I was trying to schedule a graph to compute the corrected gradients at some boundary interfaces. But when trying use the graphs below, the values I get are not exactly correct. Is there any dependency I am missing?

        g1 = self.backend.graph()
        g1.add_mpi_reqs(m['scal_fpts_recv'])

        # Interpolate the solution to the flux points
        g1.add_all(k['eles/disu'])

        # Pack and send these interpolated solutions to our neighbours
        g1.add_all(k['mpiint/scal_fpts_pack'], deps=k['eles/disu'])
        for send, pack in zip(m['scal_fpts_send'], k['mpiint/scal_fpts_pack']):
            g1.add_mpi_req(send, deps=[pack])

        # Compute the common solution at our internal/boundary interfaces
        for l in k['eles/copy_fpts']:
            g1.add(l, deps=deps(l, 'eles/disu'))
        kdeps = k['eles/copy_fpts'] or k['eles/disu']
        g1.add_all(k['iint/con_u'], deps=kdeps)
        g1.add_all(k['bcint/con_u'], deps=kdeps)

        # Compute the transformed gradient of the partially corrected solution
        g1.add_all(k['eles/tgradpcoru_upts'])


        g2 = self.backend.graph()

        # Compute the common solution at our MPI interfaces
        g2.add_all(k['mpiint/scal_fpts_unpack'])
        for l in k['mpiint/con_u']:
            g2.add(l, deps=deps(l, 'mpiint/scal_fpts_unpack'))

        # Compute the transformed gradient of the corrected solution
        g2.add_all(k['eles/tgradcoru_upts'], deps=k['mpiint/con_u'])

        # Obtain the physical gradients at the solution points
        for l in k['eles/gradcoru_upts']:
            g2.add(l, deps=deps(l, 'eles/tgradcoru_upts'))

        # Interpolate these gradients to the flux points
        for l in k['eles/gradcoru_fpts']:
            ldeps = deps(l, 'eles/gradcoru_upts')
            g2.add(l, deps=ldeps)

Best

When debugging graphs it is best to start with the OpenMP backend.

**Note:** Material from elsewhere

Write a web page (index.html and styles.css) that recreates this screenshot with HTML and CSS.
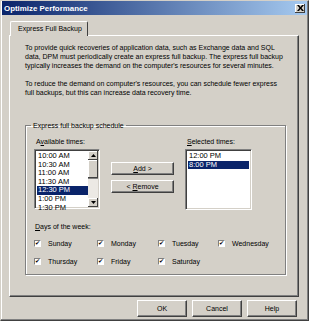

Can you confirm if this works?

Regards, Freddie.

For example when computing the stress tensor from the fluid force plugin:

vis.sum(axis=-1).sum(axis=-1)
array([[ 6.88441146e-01,  2.70109297e-02,  2.77951849e-11],
       [ 2.70109297e-02, -3.28062962e-01,  4.78283019e-11],
       [ 2.77951849e-11,  4.78283019e-11, -3.60378184e-01]])

After executing that graph on the OpenMP backend and copying back the stress tensor array

array([[ 7.33657501e-06,  1.55160888e-08, -3.62438320e-15],
       [ 1.55160888e-08, -3.70222175e-06,  7.77935729e-16],
       [-3.62438320e-15,  7.77935729e-16, -3.63435325e-06]])

with the stress tensor computed as in flux.mako

    fpdtype_t rho  = uin[0];
    fpdtype_t rhou = uin[1], rhov = uin[2], rhow = uin[3];
    fpdtype_t E    = uin[4];

    fpdtype_t rcprho = 1.0/rho;
    fpdtype_t u = rcprho*rhou, v = rcprho*rhov, w = rcprho*rhow;

    fpdtype_t rho_x = grad_uin[0][0];
    fpdtype_t rho_y = grad_uin[1][0];
    fpdtype_t rho_z = grad_uin[2][0];

    // Velocity derivatives (rho*grad[u,v,w])
    fpdtype_t u_x = grad_uin[0][1] - u*rho_x;
    fpdtype_t u_y = grad_uin[1][1] - u*rho_y;
    fpdtype_t u_z = grad_uin[2][1] - u*rho_z;
    fpdtype_t v_x = grad_uin[0][2] - v*rho_x;
    fpdtype_t v_y = grad_uin[1][2] - v*rho_y;
    fpdtype_t v_z = grad_uin[2][2] - v*rho_z;
    fpdtype_t w_x = grad_uin[0][3] - w*rho_x;
    fpdtype_t w_y = grad_uin[1][3] - w*rho_y;
    fpdtype_t w_z = grad_uin[2][3] - w*rho_z;


    // Negated stress tensor elements
    fpdtype_t t_xx = -2*mu_c*rcprho*(u_x - ${1.0/3.0}*(u_x + v_y + w_z));
    fpdtype_t t_yy = -2*mu_c*rcprho*(v_y - ${1.0/3.0}*(u_x + v_y + w_z));
    fpdtype_t t_zz = -2*mu_c*rcprho*(w_z - ${1.0/3.0}*(u_x + v_y + w_z));
    fpdtype_t t_xy = -mu_c*rcprho*(v_x + u_y);
    fpdtype_t t_xz = -mu_c*rcprho*(u_z + w_x);
    fpdtype_t t_yz = -mu_c*rcprho*(w_y + v_z);

Any idea? Any missing dependency or any other reason?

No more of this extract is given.